Perhaps the biggest surprise is how well Kutcher works in this part. Well-known as a doofus, he still flashes that persona here. But he also has an unexpected dogged earnestness; Evan has devoted his teen years to education, driven to discover why he suffers blackouts. Being more booksmart doesn't make a person necessarily wiser, so when Kutcher betrays his dumb guy smile, it's acceptable. Evan tentatively enjoys each new reality, though it makes him nervous.

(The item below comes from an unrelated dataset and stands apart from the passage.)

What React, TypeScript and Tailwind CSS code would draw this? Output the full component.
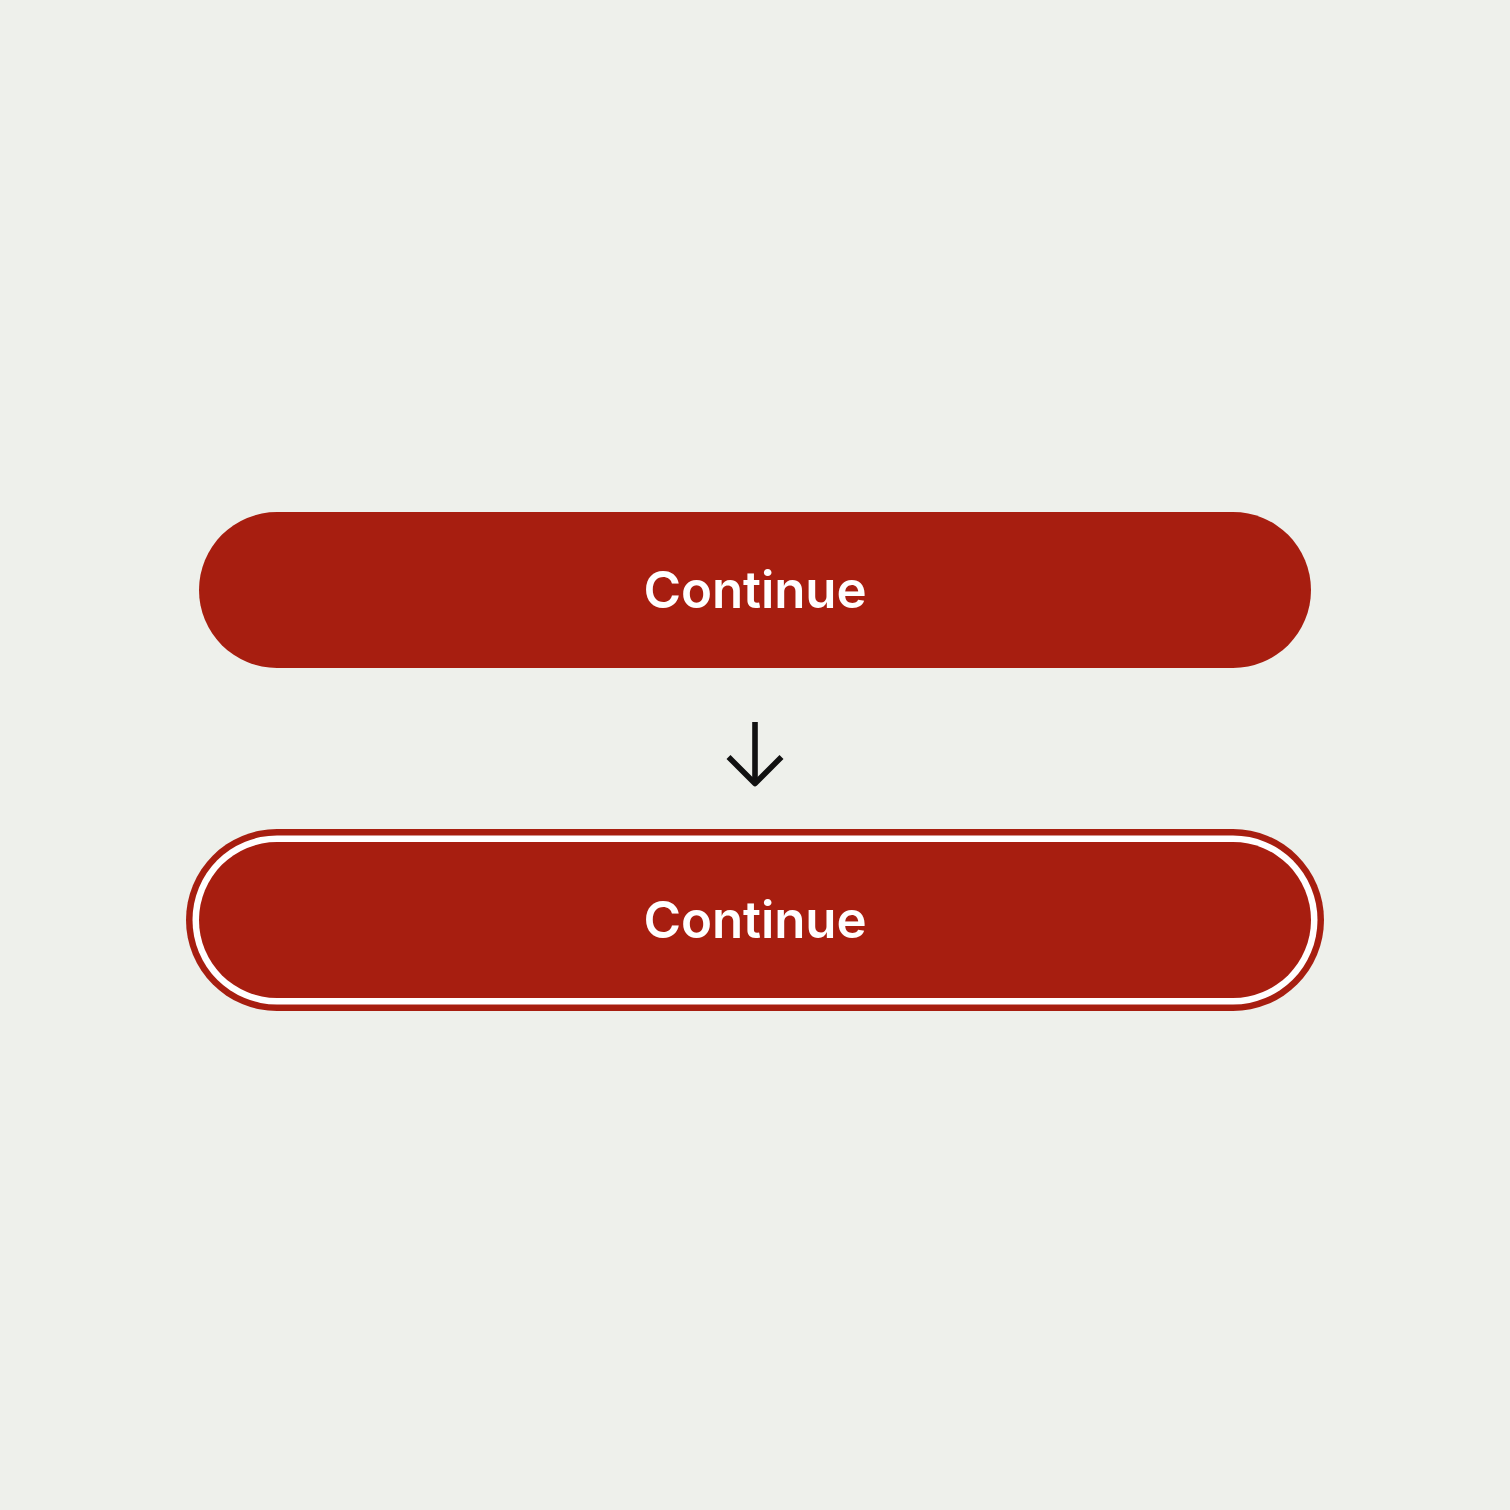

A clever touch on that count is how others notice that he's different. At one point Smart's character Kayleigh comments he even has a different walk. We never see a different Evan, but new memories do intrude upon him in a hemorrhaging avalanche. At times, the personality he would be breaks through, especially in a reality where he's a frat guy, and he himself finds it disconcerting. Not as disconcerting as his tendency to move his lips when he reads, but then again, it's Kutcher, and critics just can't change their opinions that quickly.

In the end, The Butterfly Effect tries to move toward a stunning ending, but loses its nerve. Not quite a cop-out, the directors still left an unsatisfying amount of room to interpret "happily ever after."

For a January release, this film makes a nice treat. Far from perfect, it still attempts to actually say something of value. If you have a delicate sensibility (and how did you find your way here?), however, you should skip it. Those black holes in Evan's memory hold some disturbing, though not graphic, images. Everybody else, dig in, but don't try to fill the black holes in the plot.